What is needed.
Check every line of the material below for the string "components", and return the ones that have it.

Dataset excerpt.
<<<<

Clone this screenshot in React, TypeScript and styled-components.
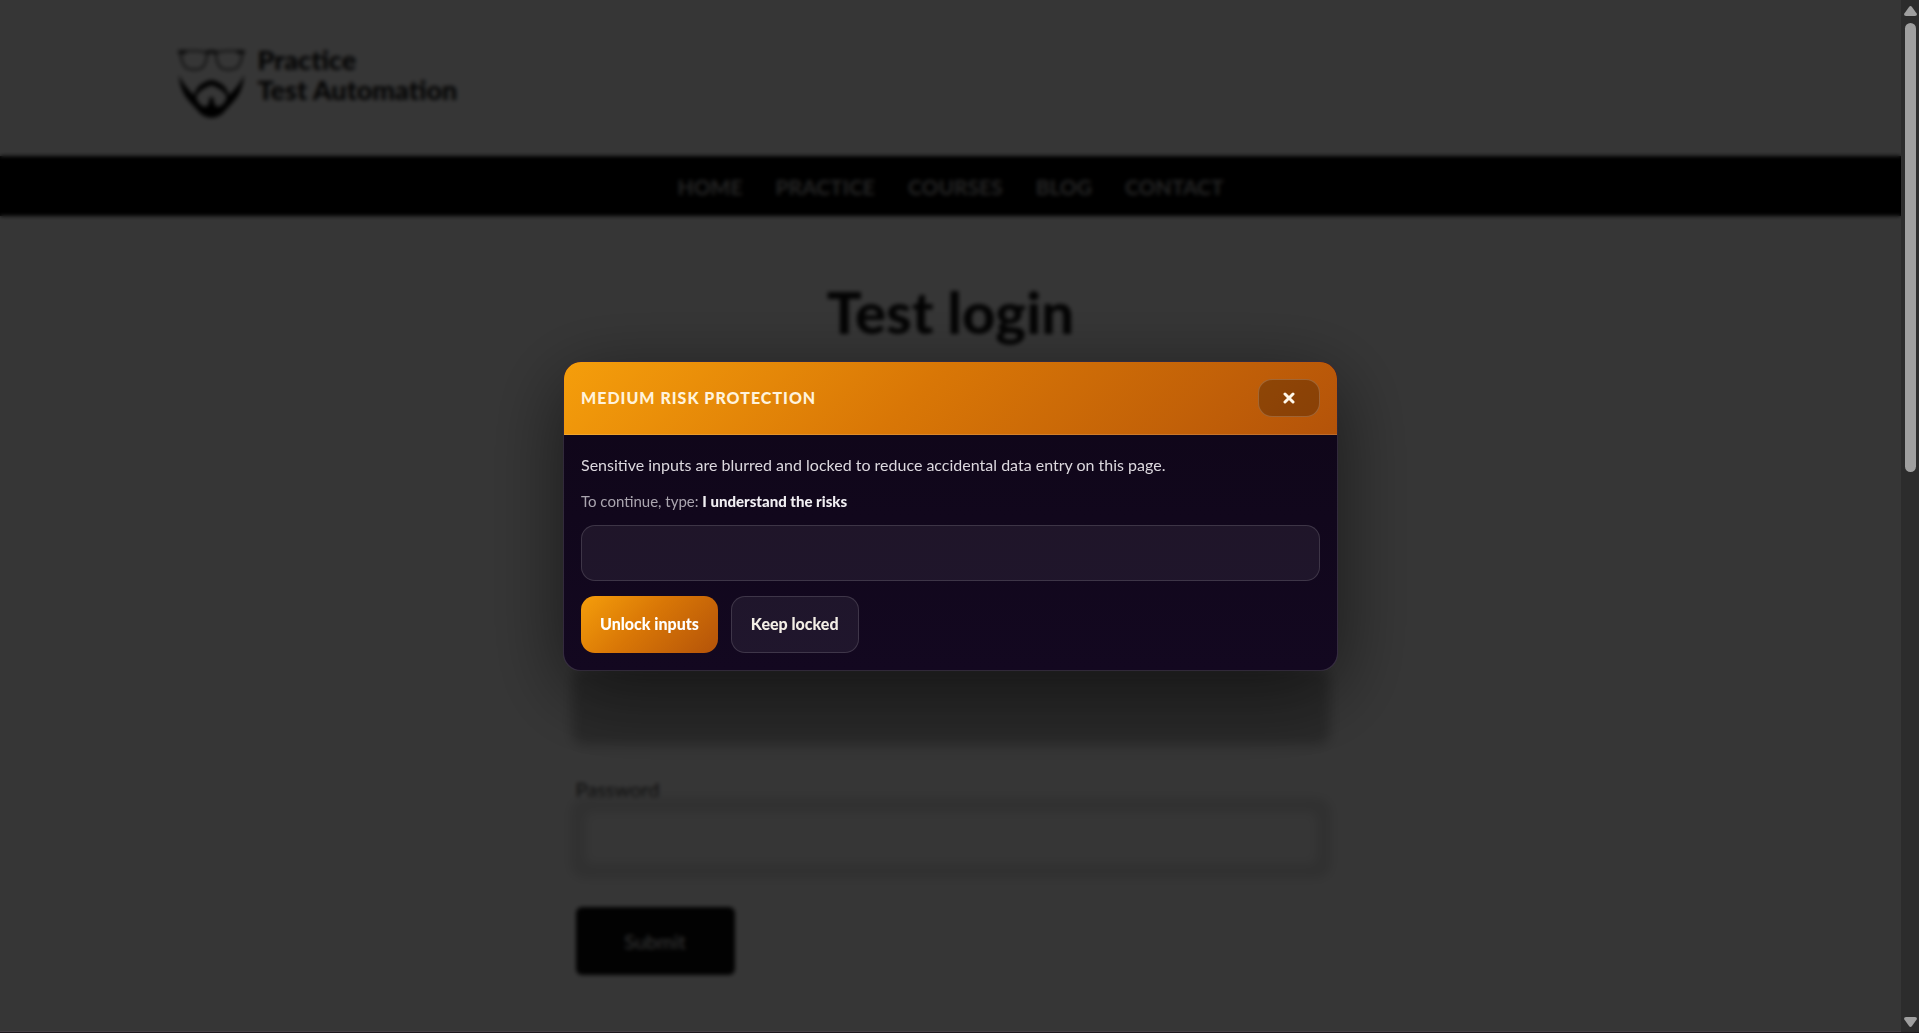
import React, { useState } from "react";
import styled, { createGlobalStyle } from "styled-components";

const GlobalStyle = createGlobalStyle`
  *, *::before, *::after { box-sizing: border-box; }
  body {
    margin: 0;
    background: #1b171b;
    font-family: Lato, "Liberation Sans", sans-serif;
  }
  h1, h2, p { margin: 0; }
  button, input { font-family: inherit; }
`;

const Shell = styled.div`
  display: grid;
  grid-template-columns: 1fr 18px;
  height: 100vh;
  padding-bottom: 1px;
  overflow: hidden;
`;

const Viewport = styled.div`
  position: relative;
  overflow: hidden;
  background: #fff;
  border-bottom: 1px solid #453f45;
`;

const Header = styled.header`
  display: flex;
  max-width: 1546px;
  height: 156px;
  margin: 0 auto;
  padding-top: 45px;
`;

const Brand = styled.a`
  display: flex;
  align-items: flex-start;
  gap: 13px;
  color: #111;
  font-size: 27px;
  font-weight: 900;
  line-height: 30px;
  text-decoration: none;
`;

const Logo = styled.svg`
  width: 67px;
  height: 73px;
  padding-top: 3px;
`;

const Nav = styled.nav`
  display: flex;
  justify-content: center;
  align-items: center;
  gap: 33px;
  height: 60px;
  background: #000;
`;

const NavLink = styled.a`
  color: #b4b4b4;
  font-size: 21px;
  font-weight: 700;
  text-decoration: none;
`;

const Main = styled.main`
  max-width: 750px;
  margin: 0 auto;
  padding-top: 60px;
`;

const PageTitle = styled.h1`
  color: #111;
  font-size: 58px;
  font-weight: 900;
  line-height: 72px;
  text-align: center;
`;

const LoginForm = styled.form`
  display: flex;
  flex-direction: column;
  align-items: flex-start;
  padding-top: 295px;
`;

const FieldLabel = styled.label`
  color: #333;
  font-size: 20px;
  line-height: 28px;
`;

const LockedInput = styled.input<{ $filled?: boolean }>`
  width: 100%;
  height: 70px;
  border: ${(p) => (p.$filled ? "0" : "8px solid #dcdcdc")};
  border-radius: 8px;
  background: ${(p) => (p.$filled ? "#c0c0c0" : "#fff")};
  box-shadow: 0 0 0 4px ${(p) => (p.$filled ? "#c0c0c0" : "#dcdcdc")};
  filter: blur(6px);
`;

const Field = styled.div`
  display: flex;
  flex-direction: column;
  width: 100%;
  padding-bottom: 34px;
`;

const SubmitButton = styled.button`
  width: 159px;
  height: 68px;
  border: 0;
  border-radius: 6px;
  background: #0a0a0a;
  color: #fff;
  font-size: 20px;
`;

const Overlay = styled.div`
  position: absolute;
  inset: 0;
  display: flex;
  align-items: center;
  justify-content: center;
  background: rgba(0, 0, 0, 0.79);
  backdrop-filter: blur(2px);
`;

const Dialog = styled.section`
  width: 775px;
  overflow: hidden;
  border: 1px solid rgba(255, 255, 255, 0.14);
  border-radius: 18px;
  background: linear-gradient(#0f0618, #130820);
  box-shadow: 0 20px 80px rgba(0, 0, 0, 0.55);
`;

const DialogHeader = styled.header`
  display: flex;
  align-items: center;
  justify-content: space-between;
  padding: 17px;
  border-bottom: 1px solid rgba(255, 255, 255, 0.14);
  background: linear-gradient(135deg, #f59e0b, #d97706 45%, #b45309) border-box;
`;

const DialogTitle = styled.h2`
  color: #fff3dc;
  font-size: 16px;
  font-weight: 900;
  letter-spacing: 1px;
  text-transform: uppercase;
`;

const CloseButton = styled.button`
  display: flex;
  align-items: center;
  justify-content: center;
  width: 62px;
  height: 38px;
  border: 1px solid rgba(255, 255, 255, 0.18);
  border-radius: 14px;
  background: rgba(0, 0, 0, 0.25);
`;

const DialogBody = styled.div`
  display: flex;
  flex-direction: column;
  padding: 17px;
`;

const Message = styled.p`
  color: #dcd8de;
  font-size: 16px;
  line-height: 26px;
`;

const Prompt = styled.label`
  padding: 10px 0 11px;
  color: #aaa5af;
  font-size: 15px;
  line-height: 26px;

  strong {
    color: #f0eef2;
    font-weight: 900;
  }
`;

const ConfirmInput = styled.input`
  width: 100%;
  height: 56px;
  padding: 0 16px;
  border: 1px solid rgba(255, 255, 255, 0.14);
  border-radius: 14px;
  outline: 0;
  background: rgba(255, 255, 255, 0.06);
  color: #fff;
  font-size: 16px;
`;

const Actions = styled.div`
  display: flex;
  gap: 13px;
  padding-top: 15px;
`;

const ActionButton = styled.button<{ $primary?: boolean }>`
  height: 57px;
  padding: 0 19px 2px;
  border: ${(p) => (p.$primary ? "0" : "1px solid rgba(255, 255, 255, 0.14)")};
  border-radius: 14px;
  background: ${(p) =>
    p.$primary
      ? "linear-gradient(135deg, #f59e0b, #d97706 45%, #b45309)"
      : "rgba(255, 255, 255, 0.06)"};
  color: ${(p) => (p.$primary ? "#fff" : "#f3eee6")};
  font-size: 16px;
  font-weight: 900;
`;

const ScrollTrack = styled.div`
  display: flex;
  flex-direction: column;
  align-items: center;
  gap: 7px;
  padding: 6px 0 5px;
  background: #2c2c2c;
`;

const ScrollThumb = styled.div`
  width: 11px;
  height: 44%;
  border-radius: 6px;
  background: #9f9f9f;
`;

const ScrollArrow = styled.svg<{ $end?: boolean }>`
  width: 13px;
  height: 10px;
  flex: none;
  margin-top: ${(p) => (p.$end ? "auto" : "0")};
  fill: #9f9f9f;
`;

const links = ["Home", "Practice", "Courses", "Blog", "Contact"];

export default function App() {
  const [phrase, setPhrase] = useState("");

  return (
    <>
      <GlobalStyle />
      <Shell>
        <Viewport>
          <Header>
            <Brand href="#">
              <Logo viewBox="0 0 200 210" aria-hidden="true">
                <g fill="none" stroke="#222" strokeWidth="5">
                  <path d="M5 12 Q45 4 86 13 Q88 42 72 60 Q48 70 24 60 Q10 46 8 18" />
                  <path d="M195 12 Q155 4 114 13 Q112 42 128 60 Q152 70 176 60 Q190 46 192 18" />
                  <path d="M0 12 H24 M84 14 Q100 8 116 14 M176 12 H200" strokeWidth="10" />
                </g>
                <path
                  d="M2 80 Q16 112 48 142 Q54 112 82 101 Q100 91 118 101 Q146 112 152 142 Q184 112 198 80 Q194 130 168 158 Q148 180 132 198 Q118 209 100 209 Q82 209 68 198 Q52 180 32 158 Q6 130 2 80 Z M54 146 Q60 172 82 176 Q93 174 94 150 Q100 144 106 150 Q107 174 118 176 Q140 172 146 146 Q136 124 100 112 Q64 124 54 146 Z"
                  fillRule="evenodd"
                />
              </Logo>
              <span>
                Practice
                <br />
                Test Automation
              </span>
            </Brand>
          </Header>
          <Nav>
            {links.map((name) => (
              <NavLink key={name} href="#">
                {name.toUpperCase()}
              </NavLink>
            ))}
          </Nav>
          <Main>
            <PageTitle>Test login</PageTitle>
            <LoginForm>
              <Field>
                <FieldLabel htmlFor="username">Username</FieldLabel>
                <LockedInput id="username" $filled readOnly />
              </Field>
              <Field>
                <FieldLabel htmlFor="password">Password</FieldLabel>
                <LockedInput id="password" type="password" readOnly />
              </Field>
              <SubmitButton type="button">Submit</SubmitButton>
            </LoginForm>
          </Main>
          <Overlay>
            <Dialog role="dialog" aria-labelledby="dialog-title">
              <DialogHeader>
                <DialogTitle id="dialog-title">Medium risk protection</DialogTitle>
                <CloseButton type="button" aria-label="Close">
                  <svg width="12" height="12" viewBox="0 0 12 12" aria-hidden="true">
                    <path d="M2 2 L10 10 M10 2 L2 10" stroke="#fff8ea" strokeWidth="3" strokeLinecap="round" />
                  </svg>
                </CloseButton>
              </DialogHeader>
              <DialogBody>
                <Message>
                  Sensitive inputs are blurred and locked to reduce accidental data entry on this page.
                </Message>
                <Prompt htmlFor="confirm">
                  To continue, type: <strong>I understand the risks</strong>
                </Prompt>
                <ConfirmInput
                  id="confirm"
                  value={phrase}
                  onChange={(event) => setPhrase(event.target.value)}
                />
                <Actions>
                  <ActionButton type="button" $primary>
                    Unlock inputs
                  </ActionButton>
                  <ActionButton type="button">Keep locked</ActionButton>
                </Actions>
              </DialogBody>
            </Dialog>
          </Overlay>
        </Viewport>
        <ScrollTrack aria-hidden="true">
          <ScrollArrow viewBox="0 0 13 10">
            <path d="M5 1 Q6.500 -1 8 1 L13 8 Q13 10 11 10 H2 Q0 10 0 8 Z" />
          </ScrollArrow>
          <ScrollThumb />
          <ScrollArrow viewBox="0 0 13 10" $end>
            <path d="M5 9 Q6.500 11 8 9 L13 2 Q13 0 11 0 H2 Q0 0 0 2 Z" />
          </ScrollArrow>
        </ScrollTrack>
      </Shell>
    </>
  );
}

>>>>

Problem solution.
Clone this screenshot in React, TypeScript and styled-components.
import styled, { createGlobalStyle } from "styled-components";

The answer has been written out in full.